Directions North America 2026 made one thing clear: Microsoft is moving Dynamics 365 Business Central into a new phase. The product story is no longer only about ERP features, extensions, and implementation best practices. It is now about combining Business Central’s growing customer base, practical AI, agentic development, and stronger platform capabilities into a new model for partner-led growth.
Business Central’s momentum was a major backdrop to the keynote. Microsoft highlighted that Business Central has now passed 55,000 customers, and the event messaging reinforced the same business case many partners are already seeing: strong ROI, fast payback, and growing demand for modern, cloud-based ERP.
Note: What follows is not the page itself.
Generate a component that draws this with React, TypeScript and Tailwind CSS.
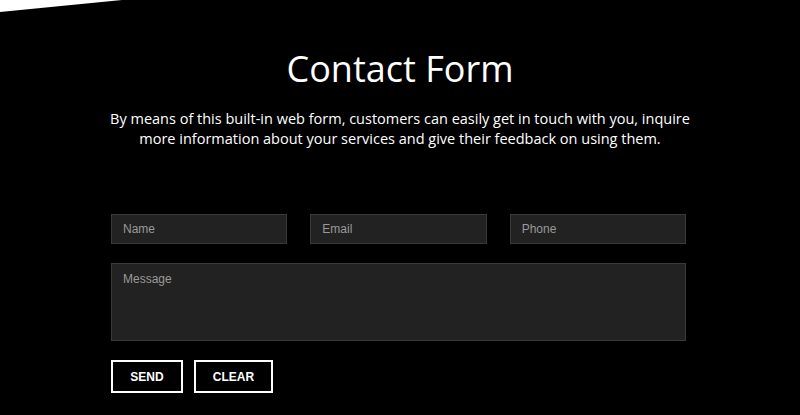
export default function App() {
  return (
    <div className="relative min-h-[415px] w-full overflow-hidden bg-black" style={{ fontFamily: '"Open Sans", sans-serif' }}>
      <div
        aria-hidden
        className="absolute left-0 top-0 h-[12px] w-[122px] bg-white [clip-path:polygon(0_0,100%_0,0_100%)]"
      />
      <div className="mx-auto flex w-[575px] flex-col items-center pt-[46px]">
        <h1 className="text-[36px] font-normal leading-[46px] text-white">Contact Form</h1>
        <p className="mt-[17px] w-[600px] shrink-0 text-center text-[14.5px] leading-[20px] text-white">
          By means of this built-in web form, customers can easily get in touch with you, inquire more information about your services and give their feedback on using them.
        </p>
      </div>
      <form
        className="ml-[111px] mt-[65px] flex w-[575px] flex-col"
        style={{ fontFamily: '"Liberation Sans", Arial, sans-serif' }}
        onSubmit={(e) => e.preventDefault()}
      >
        <div className="grid grid-cols-3 gap-[23px]">
          {['Name', 'Email', 'Phone'].map((p) => (
            <input
              key={p}
              placeholder={p}
              className="h-[30px] border border-[#3a3a3a] bg-[#222222] px-[11px] text-[12px] text-white outline-none placeholder:text-[#999999]"
            />
          ))}
        </div>
        <textarea
          placeholder="Message"
          className="mt-[19px] h-[78px] resize-none border border-[#3a3a3a] bg-[#222222] px-[11px] py-[6px] text-[12px] text-white outline-none placeholder:text-[#999999]"
        />
        <div className="mt-[19px] flex gap-[11px]">
          <button type="submit" className="h-[33px] w-[72px] border-2 border-white text-[12px] font-bold text-white">
            SEND
          </button>
          <button type="reset" className="h-[33px] w-[79px] border-2 border-white text-[12px] font-bold text-white">
            CLEAR
          </button>
        </div>
      </form>
    </div>
  );
}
The biggest theme was the rise of agentic engineering. Microsoft showed a future where agents help across the development lifecycle: detecting signals, creating GitHub issues, triaging work, planning, generating code, reviewing, testing, documenting, and deploying through CI/CD. The message was not that AI removes people from the process. Instead, engineers, consultants, and product owners remain in the loop while agents reduce handoffs, preserve context, and accelerate delivery.
While M365 Copilot and Copilot Studio has received heavy criticism for using older models, staying behind competing solutions and being hard to apply in Partner-led sessions at the event, Microsoft has used the stage to show how the future will look. We found the Copilot Cowork announcement especially interesting – using Anthropic’s Claude Cowork behind the scenes, making Copilot a lot more valuable today.
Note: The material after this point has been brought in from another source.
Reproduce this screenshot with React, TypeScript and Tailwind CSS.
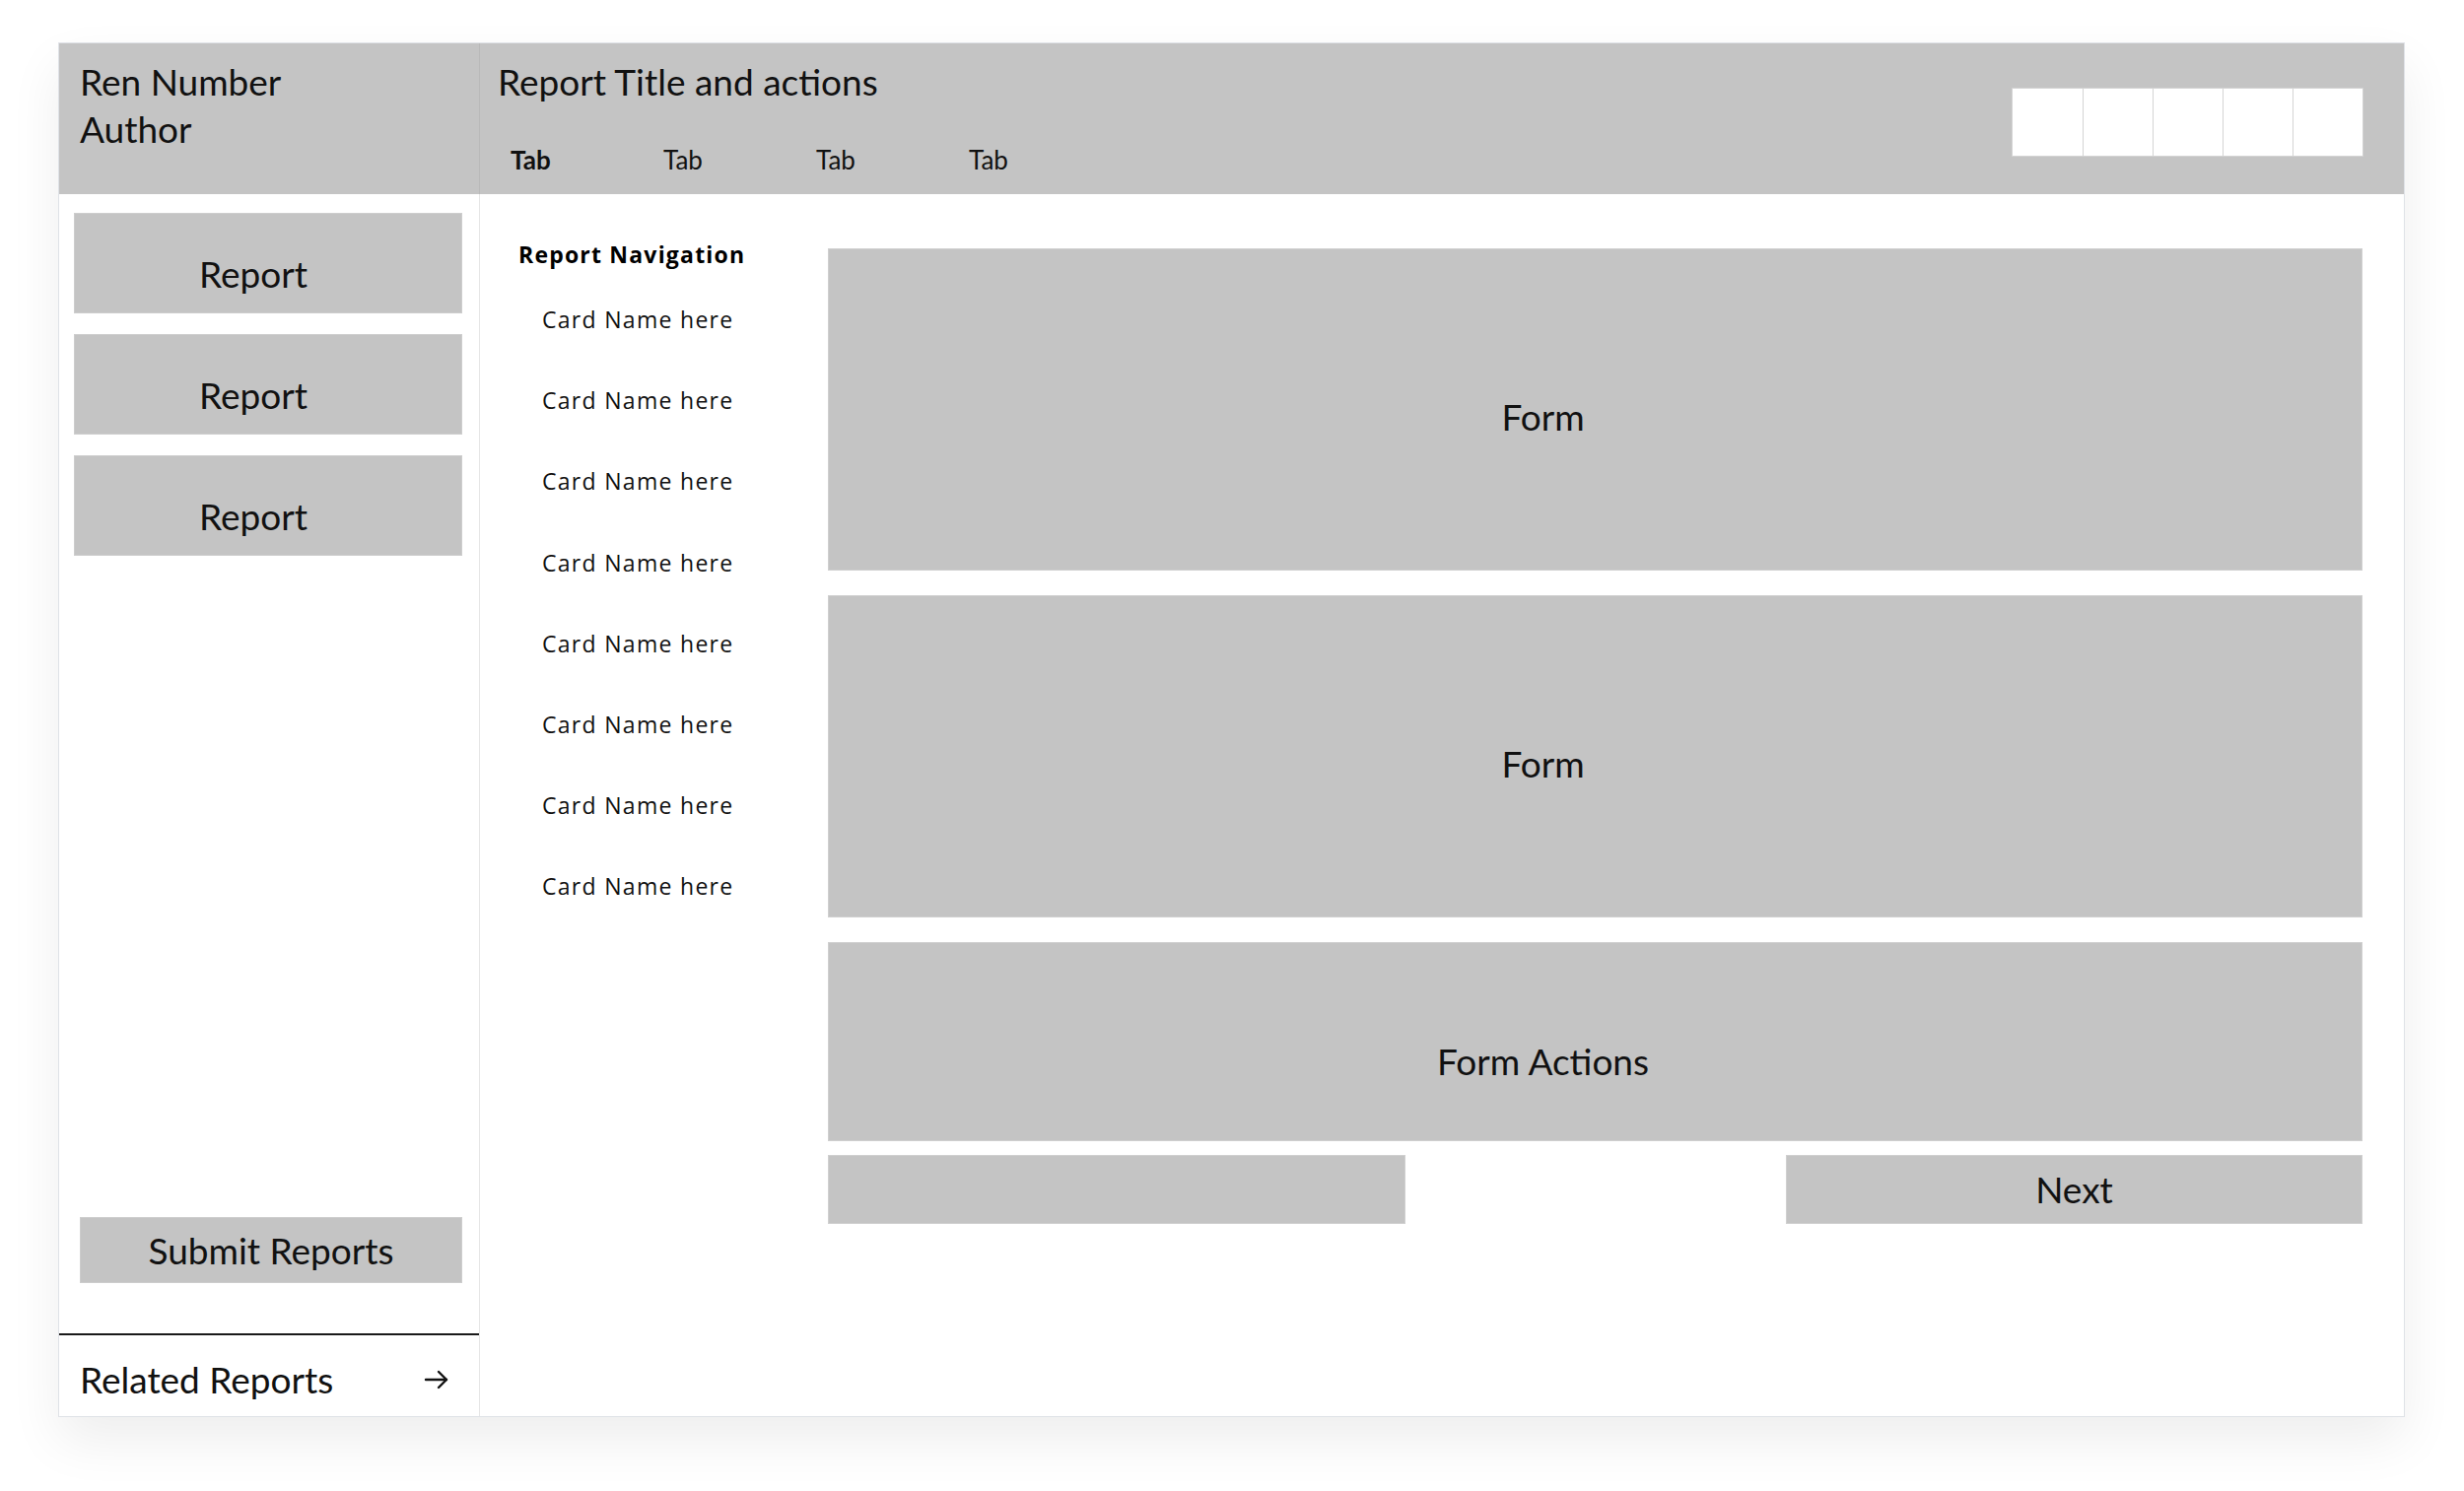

That shift is supported by a growing set of tools. The MCP Server for Business Central is now generally available, opening the door for Business Central to connect with Copilot Studio and other MCP-compatible hosts. Microsoft also emphasized AL-Go for GitHub, Quality Management, BC Bench for evaluating coding agents, AI Evaluation Tool for testing prompt quality for accuracy.
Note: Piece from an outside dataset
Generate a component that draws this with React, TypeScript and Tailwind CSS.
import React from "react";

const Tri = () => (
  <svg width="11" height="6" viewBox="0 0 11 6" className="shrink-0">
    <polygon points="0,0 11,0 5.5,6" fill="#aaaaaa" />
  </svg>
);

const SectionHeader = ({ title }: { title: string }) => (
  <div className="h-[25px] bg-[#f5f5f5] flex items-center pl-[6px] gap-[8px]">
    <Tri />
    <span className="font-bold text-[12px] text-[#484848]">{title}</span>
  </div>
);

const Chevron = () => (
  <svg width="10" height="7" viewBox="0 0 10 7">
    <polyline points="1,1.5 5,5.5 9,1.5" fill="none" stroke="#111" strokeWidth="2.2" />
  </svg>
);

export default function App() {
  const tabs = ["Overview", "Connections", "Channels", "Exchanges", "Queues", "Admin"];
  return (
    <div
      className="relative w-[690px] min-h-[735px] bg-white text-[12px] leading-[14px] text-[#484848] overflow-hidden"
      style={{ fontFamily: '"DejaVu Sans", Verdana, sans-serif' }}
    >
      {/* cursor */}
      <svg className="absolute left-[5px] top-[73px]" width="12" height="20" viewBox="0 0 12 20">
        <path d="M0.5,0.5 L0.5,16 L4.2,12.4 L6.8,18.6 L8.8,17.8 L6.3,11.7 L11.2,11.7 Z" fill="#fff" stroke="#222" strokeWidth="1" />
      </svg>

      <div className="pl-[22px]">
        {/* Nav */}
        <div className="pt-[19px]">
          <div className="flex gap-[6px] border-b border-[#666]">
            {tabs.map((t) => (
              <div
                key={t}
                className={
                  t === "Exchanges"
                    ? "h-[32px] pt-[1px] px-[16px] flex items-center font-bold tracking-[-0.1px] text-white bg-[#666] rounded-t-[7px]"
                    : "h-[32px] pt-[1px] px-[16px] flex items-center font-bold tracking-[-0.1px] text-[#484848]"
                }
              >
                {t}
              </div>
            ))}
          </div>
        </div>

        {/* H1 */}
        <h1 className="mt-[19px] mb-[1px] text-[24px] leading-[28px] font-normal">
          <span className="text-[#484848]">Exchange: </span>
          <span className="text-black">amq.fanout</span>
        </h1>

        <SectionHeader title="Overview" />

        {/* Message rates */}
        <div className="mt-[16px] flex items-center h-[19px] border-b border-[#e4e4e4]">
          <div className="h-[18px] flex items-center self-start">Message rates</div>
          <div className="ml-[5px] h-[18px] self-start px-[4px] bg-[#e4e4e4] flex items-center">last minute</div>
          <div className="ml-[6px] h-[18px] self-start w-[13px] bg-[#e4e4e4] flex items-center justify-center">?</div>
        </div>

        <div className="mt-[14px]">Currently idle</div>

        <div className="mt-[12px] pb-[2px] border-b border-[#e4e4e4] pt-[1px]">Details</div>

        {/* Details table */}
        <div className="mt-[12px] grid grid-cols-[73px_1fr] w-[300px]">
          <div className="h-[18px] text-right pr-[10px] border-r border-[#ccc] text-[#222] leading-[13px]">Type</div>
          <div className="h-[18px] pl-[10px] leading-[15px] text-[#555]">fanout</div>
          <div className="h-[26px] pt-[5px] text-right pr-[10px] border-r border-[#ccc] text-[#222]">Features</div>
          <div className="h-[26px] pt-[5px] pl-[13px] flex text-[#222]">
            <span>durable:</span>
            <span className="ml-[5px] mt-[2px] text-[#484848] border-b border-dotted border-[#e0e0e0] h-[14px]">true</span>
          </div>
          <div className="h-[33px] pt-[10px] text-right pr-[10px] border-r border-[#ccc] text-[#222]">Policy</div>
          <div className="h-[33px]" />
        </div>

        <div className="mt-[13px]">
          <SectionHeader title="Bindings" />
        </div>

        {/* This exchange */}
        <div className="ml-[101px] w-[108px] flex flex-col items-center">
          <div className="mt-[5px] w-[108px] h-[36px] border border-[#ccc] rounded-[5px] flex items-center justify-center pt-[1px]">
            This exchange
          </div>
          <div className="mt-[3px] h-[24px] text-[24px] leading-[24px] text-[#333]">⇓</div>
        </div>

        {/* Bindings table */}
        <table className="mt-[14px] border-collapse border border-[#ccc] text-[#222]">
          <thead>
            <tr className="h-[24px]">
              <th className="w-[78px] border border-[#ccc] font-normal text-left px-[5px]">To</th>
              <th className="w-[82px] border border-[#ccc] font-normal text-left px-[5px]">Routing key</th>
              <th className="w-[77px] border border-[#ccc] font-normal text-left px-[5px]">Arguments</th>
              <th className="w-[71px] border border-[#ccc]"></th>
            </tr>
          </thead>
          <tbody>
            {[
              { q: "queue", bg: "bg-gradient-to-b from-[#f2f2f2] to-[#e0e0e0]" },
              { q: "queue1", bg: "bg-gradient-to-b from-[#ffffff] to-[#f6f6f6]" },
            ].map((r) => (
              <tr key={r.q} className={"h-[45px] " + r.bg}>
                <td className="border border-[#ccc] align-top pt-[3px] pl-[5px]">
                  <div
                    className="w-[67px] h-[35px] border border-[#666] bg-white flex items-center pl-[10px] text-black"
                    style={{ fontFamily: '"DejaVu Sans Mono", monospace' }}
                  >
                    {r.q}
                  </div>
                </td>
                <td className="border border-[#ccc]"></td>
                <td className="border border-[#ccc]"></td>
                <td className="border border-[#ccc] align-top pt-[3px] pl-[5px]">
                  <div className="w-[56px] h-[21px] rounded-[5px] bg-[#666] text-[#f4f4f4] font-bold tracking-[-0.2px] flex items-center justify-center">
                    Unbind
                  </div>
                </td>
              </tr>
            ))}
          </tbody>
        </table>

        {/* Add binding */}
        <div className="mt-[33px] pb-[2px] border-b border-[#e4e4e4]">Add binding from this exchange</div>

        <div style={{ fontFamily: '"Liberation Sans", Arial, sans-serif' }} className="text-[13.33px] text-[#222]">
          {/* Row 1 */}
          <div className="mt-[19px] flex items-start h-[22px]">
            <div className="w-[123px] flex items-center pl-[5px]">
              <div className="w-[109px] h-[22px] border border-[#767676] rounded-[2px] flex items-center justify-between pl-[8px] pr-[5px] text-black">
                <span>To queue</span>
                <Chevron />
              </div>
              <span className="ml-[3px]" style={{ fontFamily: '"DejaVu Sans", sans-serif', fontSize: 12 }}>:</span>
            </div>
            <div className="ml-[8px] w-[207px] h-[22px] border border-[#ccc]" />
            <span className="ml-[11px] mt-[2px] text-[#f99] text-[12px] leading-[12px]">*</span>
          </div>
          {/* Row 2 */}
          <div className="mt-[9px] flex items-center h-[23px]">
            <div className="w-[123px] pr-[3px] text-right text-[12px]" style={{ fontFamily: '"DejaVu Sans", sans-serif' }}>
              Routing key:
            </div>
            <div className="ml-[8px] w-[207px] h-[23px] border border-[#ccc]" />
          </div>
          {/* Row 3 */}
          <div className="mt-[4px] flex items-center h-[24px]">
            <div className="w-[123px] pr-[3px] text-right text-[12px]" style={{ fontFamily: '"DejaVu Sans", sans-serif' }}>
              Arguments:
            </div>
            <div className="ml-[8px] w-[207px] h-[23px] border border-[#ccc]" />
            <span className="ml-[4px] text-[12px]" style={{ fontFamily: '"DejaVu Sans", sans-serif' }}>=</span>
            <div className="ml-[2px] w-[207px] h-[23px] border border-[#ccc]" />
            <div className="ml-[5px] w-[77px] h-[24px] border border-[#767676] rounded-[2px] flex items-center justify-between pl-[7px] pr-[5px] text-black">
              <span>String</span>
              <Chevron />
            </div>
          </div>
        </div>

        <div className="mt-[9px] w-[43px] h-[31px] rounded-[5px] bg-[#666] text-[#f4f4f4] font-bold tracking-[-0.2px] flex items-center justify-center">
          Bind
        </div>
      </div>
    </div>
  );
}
For partners, this creates a new kind of opportunity. The keynote framed AI as a force multiplier for consultants as much as for developers. Analysis, research, light customization, proof-of-concepts, documentation, and support can all become faster and more accessible. In other words, AI does not just improve code generation; it changes how partners package expertise and deliver value.

Microsoft also showed a multi-agent vision for business processes. Instead of one generic assistant, specialized agents can work together around shared goals: stock monitoring, demand forecasting, vendor intelligence, procurement, finance approvals, and sales signals. This is where Business Central’s ERP context becomes powerful. Agents are not just answering questions; they are operating within governed business processes, permissions, thresholds, and workflows.
Alongside the AI story, there was plenty of practical Business Central product news. The 2026 wave 1 updates covered custom cloud migrations, document reporting, security and audit reporting, performance improvements, index management, analysis views as apps, and easier access to vNext sandbox testing. Functional enhancements included self-billing invoices, drop shipment improvements, withholding taxes, excise taxes, quality management, Dataverse field mapping, SharePoint and OneDrive document storage, approval workflows, planning without SKUs, purchase quotes for contacts, permission overviews, and fixed asset depreciation updates.

The broader takeaway is that Business Central is evolving on two fronts at once. The product continues to deepen its ERP capabilities across finance, supply chain, compliance, reporting, and operations. At the same time, Microsoft is pushing partners toward a more AI-assisted, agentic, and measurable delivery model.
For Business Central partners, the message from Directions NA 2026 was clear: the next wave of differentiation will come from combining ERP expertise, AI readiness, disciplined engineering, and process ownership. Customers do not want isolated AI tools scattered across siloed systems. They want connected workflows, trusted data, and outcomes. Business Central partners are being handed the tools to deliver exactly that.